ANALYZING ENGINEERED REMOVAL OF CHROMIUM FROM DRAINAGE WATERS SOURCED FROM LATERITIC SOILS IN INDONESIA

Intense tropical weathering leads to the formation of lateritic soils. When developed over mafic and ultramafic rocks, laterite soils become highly enriched in the immobile elements of these rocks including Fe, Mn, and Cr. Interaction of Mn with Cr leads to the oxidation of Cr(III) to Cr(VI); unlike Cr(III), Cr(VI) is highly mobile and is readily leached from soils by runoff. In addition to greater mobility, Cr(VI) is also toxic, and is a known carcinogen. Weathering of mafic and ultramafic rocks indeed leads to natural environmental and human health risks over large tracts of the Indian subcontinent. Here we investigate the geochemical behavior of Cr in waters draining lateritic soils mined for Ni on Sulawesi Island, Indonesia. This drainage undergoes engineered treatment to remove dissolved Cr(VI). Reduction to Cr(III) is one way to remove Cr as Cr(III) is much less soluble than Cr(VI) and is more particle reactive.
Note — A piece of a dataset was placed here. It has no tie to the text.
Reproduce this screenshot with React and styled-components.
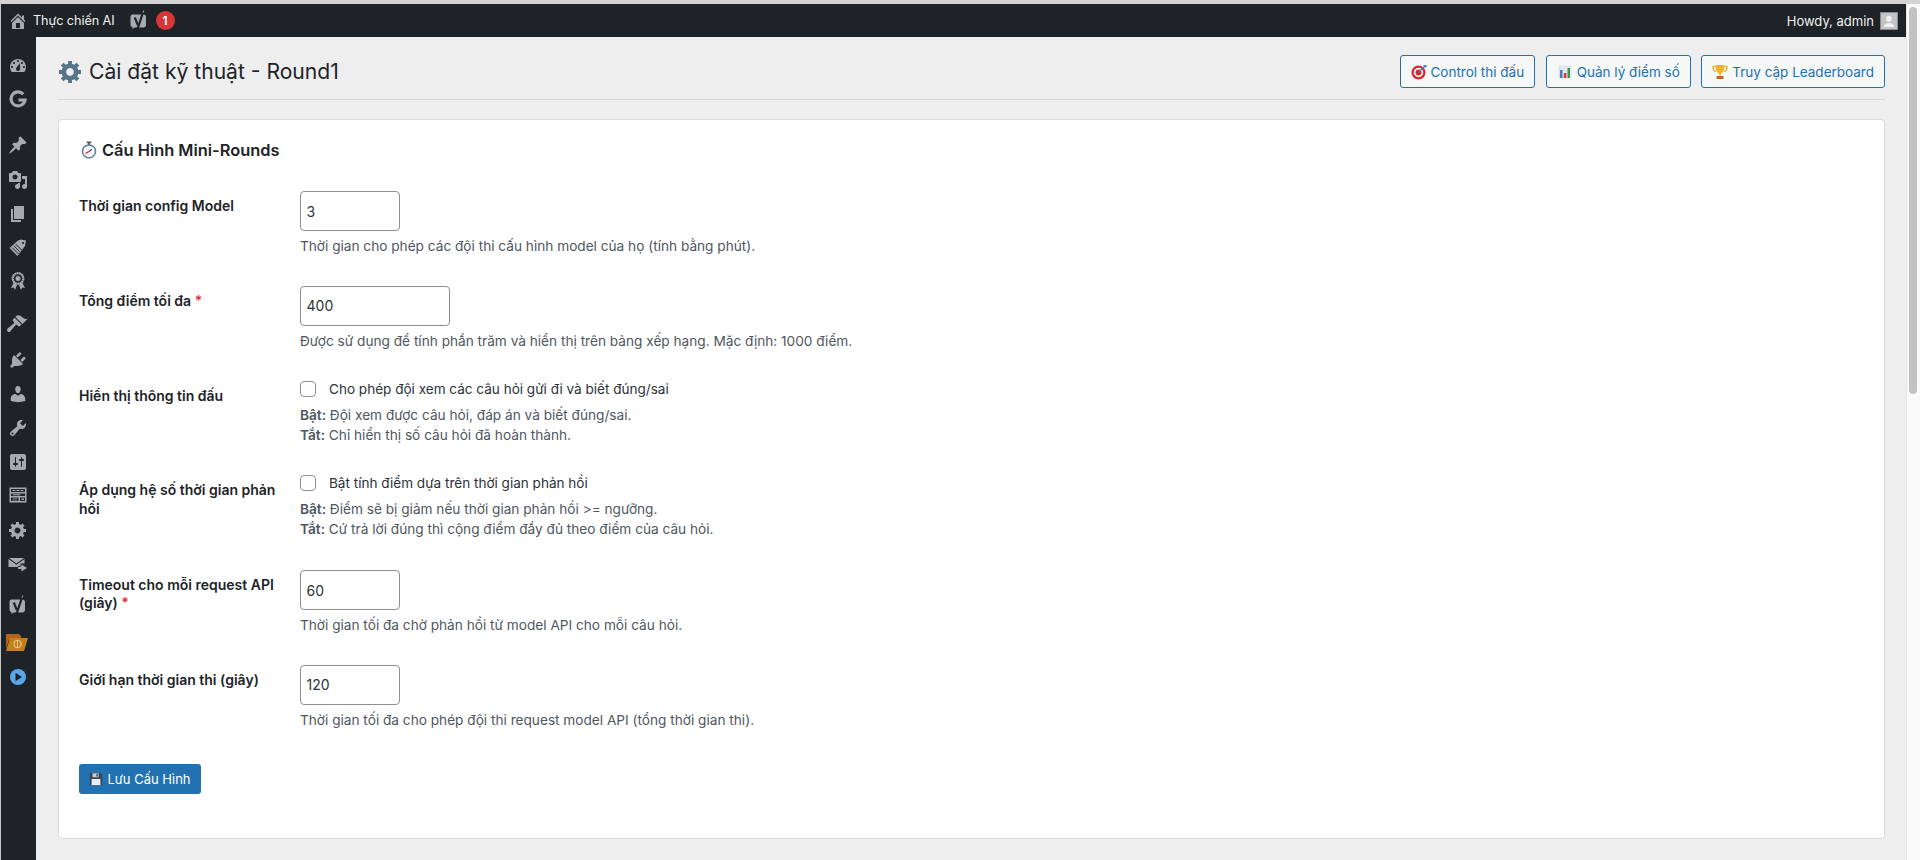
import React from 'react';
import styled, { createGlobalStyle } from 'styled-components';

const Global = createGlobalStyle`
  html, body { margin: 0; padding: 0; height: 100%; overflow: hidden; background: #eee; }
  body { font-family: Inter, "Noto Sans", sans-serif; color: #1d2327; }
  * { box-sizing: border-box; }
`;

const Shell = styled.div`
  width: 1920px; height: 860px; display: flex; overflow: hidden;
  background: #eeeeee; border-top: 4px solid #d4d4d4; border-left: 1px solid #c8c8c8;
`;
const Page = styled.div`flex: 1; min-width: 0; display: flex; flex-direction: column;`;
const AdminBar = styled.header`
  height: 33px; flex: none; background: #1d2327; color: #f0f0f1; display: flex; align-items: center;
  font-size: 13px; padding: 0 8px 0 7px;
`;
const BarLink = styled.span`display: flex; align-items: center; gap: 5px; font-size: 12.7px; letter-spacing: -0.1px;`;
const Yoast = styled.span`display: flex; align-items: center; margin-left: 14px; gap: 7px;`;
const Badge = styled.span`
  width: 19px; height: 19px; border-radius: 50%; background: #d63638; color: #fff; font-size: 12px; font-weight: 600;
  display: flex; align-items: center; justify-content: center;
`;
const Howdy = styled.span`margin-left: auto; display: flex; align-items: center; gap: 6px;`;
const Avatar = styled.span`
  width: 18px; height: 18px; background: #c3c4c7; border: 1px solid #888; display: block; overflow: hidden;
`;
const Body = styled.div`flex: 1; display: flex; min-height: 0;`;
const Side = styled.nav`
  width: 35px; flex: none; background: #1d2327; display: flex; flex-direction: column; align-items: center; padding-top: 19px;
`;
const SideIcon = styled.span`
  display: flex; width: 20px; height: 20px; align-items: center; justify-content: center; color: #a7aaad;
  margin-top: ${p => p.$gap}px;
  margin-left: -1px;
  svg { display: block; width: 20px; height: 20px; fill: currentColor; overflow: visible; }
`;
const Content = styled.main`flex: 1; min-width: 0; padding: 0 21px 0 22px;`;
const Head = styled.div`
  display: flex; align-items: center; height: 63px; padding-top: 7px; border-bottom: 1px solid #d5d6d8;
`;
const Title = styled.h1`
  margin: 0; font-size: 21.1px; font-weight: 400; line-height: 30px; display: flex; align-items: center; gap: 6px; color: #1d2327;
  svg { width: 26px; height: 26px; margin-left: -1px; }
`;
const Actions = styled.div`margin-left: auto; display: flex; gap: 10.5px;`;
const LinkButton = styled.a`
  height: 33px; padding: 0 10px 0 10px; display: flex; align-items: center; gap: 4px; font-size: 13.5px; color: #2271b1;
  border: 1px solid #2271b1; border-radius: 3px; background: #f6f7f7;
  svg { width: 16px; height: 16px; }
`;
const Card = styled.section`
  margin-top: 19px; height: 720px; background: #fff; border: 1px solid #dcdcde; border-radius: 4px;
  padding: 19px 20px 0 20px;
`;
const CardTitle = styled.h2`
  margin: 0 0 15px; font-size: 16.4px; font-weight: 600; line-height: 22px; display: flex; align-items: center; gap: 4px; color: #1d2327;
  padding-left: 1px; height: 22px;
  svg { width: 18px; height: 18px; }
`;
const Row = styled.div`
  display: grid; grid-template-columns: 221px 1fr; height: 94.75px; padding-top: 15px;
`;
const Label = styled.label`
  display: block; padding: 6px 10px 0 0; font-size: 14px; font-weight: 600; line-height: 18.4px; color: #1d2327;
`;
const Req = styled.span`color: #d63638;`;
const Input = styled.div`
  width: ${p => p.$w}px; height: 40px; border: 1px solid #8c8f94; border-radius: 4px; background: #fff;
  display: flex; align-items: center; padding: 0 5.5px; font-size: 14px; color: #2c3338;
`;
const Desc = styled.p`
  margin: ${p => p.$mt || 5}px 0 0; font-size: 13.65px; line-height: 20px; color: #50575e;
  strong { font-weight: 600; }
`;
const CheckRow = styled.div`display: flex; align-items: center; gap: 13px; font-size: 13.55px; line-height: 20px; height: 20px; color: #2c3338; margin-top: -2px;`;
const Check = styled.span`width: 16px; height: 16px; border: 1px solid #8c8f94; border-radius: 4px; background: #fff; display: block; flex: none;`;
const Save = styled.a`
  margin-top: 19px; height: 30px; width: 122px; background: #2271b1; color: #fff; border-radius: 3px; font-size: 13px;
  display: flex; align-items: center; justify-content: center; gap: 4px;
  svg { width: 14px; height: 14px; }
`;
const Scroll = styled.aside`
  width: 14px; flex: none; background: #fafafa; border-left: 1px solid #e6e6e6; padding: 3px 3px 0 2px;
`;
const Thumb = styled.div`height: 387px; border-radius: 5px; background: #c2c2c2;`;

const paths = {
  dash: 'M3.76 16h12.48c1.1-1.37 1.76-3.11 1.76-5 0-4.42-3.58-8-8-8s-8 3.58-8 8c0 1.89.66 3.63 1.76 5zM10 4c.55 0 1 .45 1 1s-.45 1-1 1-1-.45-1-1 .45-1 1-1zM6 6c.55 0 1 .45 1 1s-.45 1-1 1-1-.45-1-1 .45-1 1-1zm8 0c.55 0 1 .45 1 1s-.45 1-1 1-1-.45-1-1 .45-1 1-1zm-5.37 5.55L12 7v6c0 1.1-.9 2-2 2s-2-.9-2-2c0-.57.24-1.08.63-1.45zM4 10c.55 0 1 .45 1 1s-.45 1-1 1-1-.45-1-1 .45-1 1-1zm12 0c.55 0 1 .45 1 1s-.45 1-1 1-1-.45-1-1 .45-1 1-1z',
  pin: 'M10.44 3.02l1.82-1.82 6.36 6.35-1.83 1.82c-1.05-.68-2.48-.57-3.41.36l-.75.75c-.92.93-1.04 2.35-.35 3.41l-1.83 1.82-2.41-2.41-2.8 2.79c-.42.42-3.38 2.71-3.8 2.29s1.86-3.39 2.28-3.81l2.79-2.79L4.1 9.36l1.83-1.82c1.05.69 2.48.57 3.4-.36l.75-.75c.93-.92 1.05-2.35.36-3.41z',
  media: 'M13 11V4c0-.55-.45-1-1-1h-1.67L9 1H5L3.67 3H2c-.55 0-1 .45-1 1v7c0 .55.45 1 1 1h10c.55 0 1-.45 1-1zM7 4.5c1.38 0 2.5 1.12 2.5 2.5S8.38 9.5 7 9.5 4.5 8.38 4.5 7 5.62 4.5 7 4.5zM14 6h5v10.5c0 1.38-1.12 2.5-2.5 2.5S14 17.88 14 16.5s1.12-2.5 2.5-2.5c.17 0 .34.02.5.05V9h-3V6zm-4 8.05V13h2v3.5c0 1.38-1.12 2.5-2.5 2.5S7 17.88 7 16.5 8.12 14 9.5 14c.17 0 .34.02.5.05z',
  page: 'M6 15V2h10v13H6zm-1 1h8v2H3V5h2v11z',
  brush: 'M14.48 11.06L7.41 3.99l1.5-1.5c.5-.56 2.3-.47 3.51.32 1.21.8 1.43 1.28 2.91 2.1 1.18.64 2.45 1.26 4.45.85zm-.71.71L6.7 4.7 4.93 6.47c-.39.39-.39 1.02 0 1.41l1.06 1.06c.39.39.39 1.03 0 1.42-.6.6-6.4 5.31-6.4 5.31-.76.76-.76 2 0 2.76.75.76 1.99.76 2.76 0 0 0 4.7-5.8 5.31-6.41.39-.39 1.02-.39 1.41 0l1.06 1.06c.39.39 1.02.39 1.41 0z',
  plug: 'M13.11 4.36L9.87 7.6 8 5.73l3.24-3.24c.35-.34 1.05-.2 1.56.32.52.51.66 1.21.31 1.55zm-8 1.77l.91-1.12 9.01 9.01-1.19.84c-.71.71-2.63 1.16-3.82 1.16H6.14L4.9 17.26c-.59.59-1.54.59-2.12 0-.59-.58-.59-1.53 0-2.12l1.24-1.24v-3.88c0-1.13.4-3.19 1.09-3.89zm7.26 3.97l3.24-3.24c.34-.35 1.04-.21 1.55.31.52.51.66 1.21.31 1.55l-3.24 3.25z',
  user: 'M10 9.25c-2.27 0-2.73-3.44-2.73-3.44C7 4.02 7.82 2 9.97 2c2.16 0 2.98 2.02 2.71 3.81 0 0-.41 3.44-2.68 3.44zm0 2.57L12.72 10c2.39 0 4.52 2.33 4.52 4.53v2.49s-3.65 1.13-7.24 1.13c-3.65 0-7.24-1.13-7.24-1.13v-2.49c0-2.25 1.94-4.48 4.47-4.48z',
  tools: 'M16.68 9.77c-1.34 1.34-3.3 1.67-4.95.99l-5.41 6.52c-.99.99-2.59.99-3.58 0s-.99-2.59 0-3.57l6.52-5.42c-.68-1.65-.35-3.61.99-4.95 1.28-1.28 3.12-1.62 4.72-1.06l-2.89 2.89 2.82 2.82 2.86-2.87c.53 1.58.18 3.39-1.08 4.65zM3.81 16.21c.4.39 1.04.39 1.43 0 .4-.4.4-1.04 0-1.43-.39-.4-1.03-.4-1.43 0-.39.39-.39 1.03 0 1.43z',
  settings: 'M18 16V4c0-1.1-.9-2-2-2H4c-1.1 0-2 .9-2 2v12c0 1.1.9 2 2 2h12c1.1 0 2-.9 2-2zM8 11h1c.55 0 1 .45 1 1s-.45 1-1 1H8v1.5c0 .28-.22.5-.5.5s-.5-.22-.5-.5V13H6c-.55 0-1-.45-1-1s.45-1 1-1h1V5.5c0-.28.22-.5.5-.5s.5.22.5.5V11zm5-2h-1c-.55 0-1-.45-1-1s.45-1 1-1h1V5.5c0-.28.22-.5.5-.5s.5.22.5.5V7h1c.55 0 1 .45 1 1s-.45 1-1 1h-1v5.5c0 .28-.22.5-.5.5s-.5-.22-.5-.5V9z',
  gear: 'M18 12h-2.18c-.17.7-.44 1.35-.81 1.93l1.54 1.54-2.1 2.1-1.54-1.54c-.58.36-1.23.63-1.91.79V19H8v-2.18c-.68-.16-1.33-.43-1.91-.79l-1.54 1.54-2.12-2.12 1.54-1.54c-.36-.58-.63-1.23-.79-1.91H1V9.03h2.17c.16-.7.44-1.35.8-1.94L2.43 5.55l2.1-2.1 1.54 1.54c.58-.37 1.24-.64 1.93-.81V2h3v2.18c.68.16 1.33.43 1.91.79l1.54-1.54 2.12 2.12-1.54 1.54c.36.59.64 1.24.8 1.94H18V12zm-8.5 1.5c1.66 0 3-1.34 3-3s-1.34-3-3-3-3 1.34-3 3 1.34 3 3 3z',
  mail: 'M1 4h15L8.500 9.500zM.5 5l8 5.800L16.500 5v4.500h-4v3.500H.5zM13.500 10.500V12H10v3h3.500v2.500L19 14z',
  home: 'M16 8.5l1.53 1.53-1.06 1.06L10 4.62l-6.47 6.47-1.06-1.06L10 2.5l4 4v-2h2v4zm-6-2.46l6 5.99V18H4v-5.97zM12 17v-5H8v5h4z',
};
const Ico = ({ name }) => <svg viewBox="0 0 20 20"><path d={paths[name]} /></svg>;

const GIcon = () => (
  <svg viewBox="0 0 20 20"><path d="M15.300 5.200A7 7 0 1 0 17 11h-6.500" fill="none" stroke="currentColor" strokeWidth="3.100" /></svg>
);
const TagIcon = () => (
  <svg viewBox="0 0 20 20">
    <path d="M10 2.500l3-1 5 1-1 5.500-7.500 10L1.500 10z" />
    <path d="M7.600 6l6.500 6.500M5.900 7.800l6.500 6.500M4.200 9.600l6.500 6.500" stroke="#1d2327" strokeWidth="1" fill="none" />
    <circle cx="15" cy="5" r="1.100" fill="#1d2327" />
  </svg>
);
const AwardIcon = () => (
  <svg viewBox="0 0 20 20">
    <path d="M6 11l-3 6 2.800-.6L7 19l2-5zM14 11l3 6-2.800-.6L13 19l-2-5z" />
    <circle cx="10" cy="7.500" r="5.300" fill="none" stroke="currentColor" strokeWidth="2.200" strokeDasharray="2 .3" />
    <circle cx="10" cy="7.500" r="2.500" />
  </svg>
);
const TableIcon = () => (
  <svg viewBox="0 0 20 20">
    <path fillRule="evenodd" d="M1.500 2.500h17v15h-17zM3 4v3h14V4zM3 8.500V11h14V8.500zM3 12.500V16h7.500v-3.500zM12 12.500V16h5v-3.500z" />
    <path d="M4.500 5h3v1h-3zM8.500 5h3v1h-3zM12.500 5h3v1h-3zM4.500 9.200h8v1h-8zM4.500 13.500h4.500v.8H4.500zM4.500 14.900h4.500v.6H4.500zM13.500 13.500h2.500v1.500h-2.500z" />
  </svg>
);
const YoastIcon = ({ size = 20 }) => (
  <svg viewBox="0 0 20 20" width={size} height={size} style={{ display: 'block', width: size, height: size, overflow: 'visible' }}>
    <path fill="#a7aaad" d="M3.500 3.500h11c1.400 0 2.500 1.100 2.500 2.500v8c0 1.400-1.100 2.500-2.500 2.500H5.500L3.500 18v-1.800C2.200 15.800 1.500 14.800 1.500 13.500V6C1.500 4.600 2.300 3.500 3.500 3.500z" />
    <path fill="none" stroke="#1d2327" strokeWidth="2.200" d="M5.800 6.500l3 7.500M14.500 0L9 16.500c-.3 1-1.200 2-2.800 2.300" />
    <path fill="none" stroke="#a7aaad" strokeWidth="1" d="M14.800-.5l-.8 2.200" />
  </svg>
);
const FolderIcon = () => (
  <svg viewBox="0 0 24 20" style={{ width: 24, marginLeft: -2, flex: 'none' }}><path fill="#b5621f" d="M1 1h13l2 2v4H4L1 16z" /><path fill="#c47f1a" d="M5 5h18l-4 13H1z" /><circle cx="12.500" cy="11" r="3.600" fill="none" stroke="#e0c080" strokeWidth="1.400" /><path d="M12.500 7.500v7" stroke="#e0c080" strokeWidth="1" /></svg>
);
const PlayIcon = () => (
  <svg viewBox="0 0 20 20"><circle cx="10" cy="10" r="8" fill="#5aa6ea" /><path fill="#1d2327" d="M7.500 5.800l6.500 4.200-6.500 4.200z" /></svg>
);
const GearEmoji = () => <svg viewBox="0 0 20 20"><path fill="#56748a" d={paths.gear} transform="translate(.5 -.5)" /></svg>;
const Stopwatch = () => (
  <svg viewBox="0 0 16 16"><path fill="#556" d="M6 .5h4V2H6zM7.200 2h1.600v1.500H7.200z" /><circle cx="8" cy="9.300" r="5.800" fill="#f4f7fa" stroke="#5f7d96" strokeWidth="1.300" /><path d="M8 9.300L5 11" stroke="#d33" strokeWidth="1.100" /><path d="M8 9.300l2.500-2" stroke="#445" strokeWidth="1" /></svg>
);
const Target = () => (
  <svg viewBox="0 0 16 16"><circle cx="7.500" cy="8.500" r="7" fill="#d9272e" /><circle cx="7.500" cy="8.500" r="4.700" fill="#fff" /><circle cx="7.500" cy="8.500" r="3" fill="#d9272e" /><path d="M7.500 8.500L14 2" stroke="#3f7fc4" strokeWidth="1.200" /><path d="M12.500 1l.5 2 2 .5 1-2-2-.5z" fill="#3f7fc4" /></svg>
);
const Chart = () => (
  <svg viewBox="0 0 16 16"><rect x="1.500" y="1.500" width="13" height="13" fill="#dfe6ee" /><rect x="3" y="6" width="2.500" height="8" fill="#3d7fbf" /><rect x="6.800" y="9" width="2.500" height="5" fill="#d33" /><rect x="10.500" y="4" width="2.500" height="10" fill="#3a9a4a" /></svg>
);
const Trophy = () => (
  <svg viewBox="0 0 16 16"><path fill="none" stroke="#e0a21c" strokeWidth="1.200" d="M3.500 2.500H1c0 3 1 4.500 3 5M12.500 2.500H15c0 3-1 4.500-3 5" /><path fill="#f2b41f" d="M3.500 1h9c0 5-1.500 7.500-3.500 8.500v2H7v-2C5 8.500 3.500 6 3.500 1z" /><path fill="#c8641e" d="M4.500 12h7v3h-7z" /></svg>
);
const Floppy = () => (
  <svg viewBox="0 0 16 16"><path fill="#3a4652" d="M1 1h12l2 2v12H1z" /><rect x="4" y="1.500" width="7" height="4.500" fill="#c7cdd3" /><rect x="8.500" y="2.200" width="1.500" height="3" fill="#3a4652" /><rect x="3" y="8" width="10" height="7" fill="#e6edf5" /></svg>
);

const sideIcons = [
  [<Ico name="dash" />, 0], [<GIcon />, 12.7], [<Ico name="pin" />, 26.5], [<Ico name="media" />, 15], [<Ico name="page" />, 14],
  [<TagIcon />, 14], [<AwardIcon />, 13], [<Ico name="brush" />, 22], [<Ico name="plug" />, 17], [<Ico name="user" />, 14],
  [<Ico name="tools" />, 14], [<Ico name="settings" />, 14], [<TableIcon />, 13], [<Ico name="gear" />, 15], [<Ico name="mail" />, 14],
  [<YoastIcon size={20} />, 22], [<FolderIcon />, 17], [<PlayIcon />, 14],
];

const rows = [
  { label: <>Thời gian config Model</>, w: 100, value: '3', desc: 'Thời gian cho phép các đội thi cấu hình model của họ (tính bằng phút).' },
  { label: <>Tổng điểm tối đa <Req>*</Req></>, w: 150, value: '400', desc: 'Được sử dụng để tính phần trăm và hiển thị trên bảng xếp hạng. Mặc định: 1000 điểm.' },
  { label: <>Hiển thị thông tin đấu</>, check: 'Cho phép đội xem các câu hỏi gửi đi và biết đúng/sai', on: 'Đội xem được câu hỏi, đáp án và biết đúng/sai.', off: 'Chỉ hiển thị số câu hỏi đã hoàn thành.' },
  { label: <>Áp dụng hệ số thời gian phản hồi</>, check: 'Bật tính điểm dựa trên thời gian phản hồi', on: 'Điểm sẽ bị giảm nếu thời gian phản hồi >= ngưỡng.', off: 'Cứ trả lời đúng thì cộng điểm đầy đủ theo điểm của câu hỏi.' },
  { label: <>Timeout cho mỗi request API (giây) <Req>*</Req></>, w: 100, value: '60', desc: 'Thời gian tối đa chờ phản hồi từ model API cho mỗi câu hỏi.' },
  { label: <>Giới hạn thời gian thi (giây)</>, w: 100, value: '120', desc: 'Thời gian tối đa cho phép đội thi request model API (tổng thời gian thi).' },
];

export default function App() {
  return (
    <>
      <Global />
      <Shell>
        <Page>
          <AdminBar>
            <BarLink><svg viewBox="0 0 20 20" width="20" height="20" fill="#a7aaad"><path d={paths.home} /></svg>Thực chiến AI</BarLink>
            <Yoast><YoastIcon size={20} /><Badge>1</Badge></Yoast>
            <Howdy>Howdy, admin <Avatar><svg viewBox="0 0 17 17" width="16" height="16"><path fill="#f0f0f1" d="M8.500 3a3 3 0 0 1 3 3.500c0 1.500-1 3-3 3s-3-1.500-3-3A3 3 0 0 1 8.500 3zM3 15c0-2.500 2-4.500 5.500-4.500S14 12.500 14 15z" /></svg></Avatar></Howdy>
          </AdminBar>
          <Body>
            <Side>
              {sideIcons.map(([icon, g], i) => <SideIcon key={i} $gap={g}>{icon}</SideIcon>)}
            </Side>
            <Content>
              <Head>
                <Title><GearEmoji />Cài đặt kỹ thuật - Round1</Title>
                <Actions>
                  <LinkButton><Target />Control thi đấu</LinkButton>
                  <LinkButton><Chart />Quản lý điểm số</LinkButton>
                  <LinkButton><Trophy />Truy cập Leaderboard</LinkButton>
                </Actions>
              </Head>
              <Card>
                <CardTitle><Stopwatch />Cấu Hình Mini-Rounds</CardTitle>
                {rows.map((r, i) => (
                  <Row key={i}>
                    <Label>{r.label}</Label>
                    <div>
                      {r.check ? (
                        <>
                          <CheckRow><Check />{r.check}</CheckRow>
                          <Desc $mt={6}><strong>Bật:</strong> {r.on}<br /><strong>Tắt:</strong> {r.off}</Desc>
                        </>
                      ) : (
                        <>
                          <Input $w={r.w}>{r.value}</Input>
                          <Desc>{r.desc}</Desc>
                        </>
                      )}
                    </div>
                  </Row>
                ))}
                <Save><Floppy />Lưu Cấu Hình</Save>
              </Card>
            </Content>
          </Body>
        </Page>
        <Scroll><Thumb /></Scroll>
      </Shell>
    </>
  );
}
Conversion of Cr(VI) to Cr(III), takes place either naturally or artificially through reaction with strong reductants such as Fe(II). In June 2012, we sampled an engineered Cr removal system that uses the aerial addition of FeSO₄ to surface streamwaters through suspended faucets to reduce Cr(VI) and effectively remove Cr from downstream water. Prior to the faucets, the drainage system contains elevated concentrations of dissolved Cr, with total concentrations as high as 20μM in pooled surface waters; much of this dissolved Cr is present in the hexavalent redox state. The FeSO₄ faucets dramatically decrease dissolved Cr concentrations—after treatment Cr concentrations are reduced by two to three orders of magnitude. However, the reducing capacity of the treatment appears to weaken with distance from the faucet; this is suggested by the changes in concentrations of redox sensitive elements between faucets. To further assess Cr removal efficiency, and possible redox recycling we are conducting measurements of Cr isotopes. The large isotopic fractionation induced by reduction at the faucets enriches the downstream Cr(VI) in the ⁵³Cr isotope, and the extent of this enrichment can be used to calculate the fraction of reduction at a given location.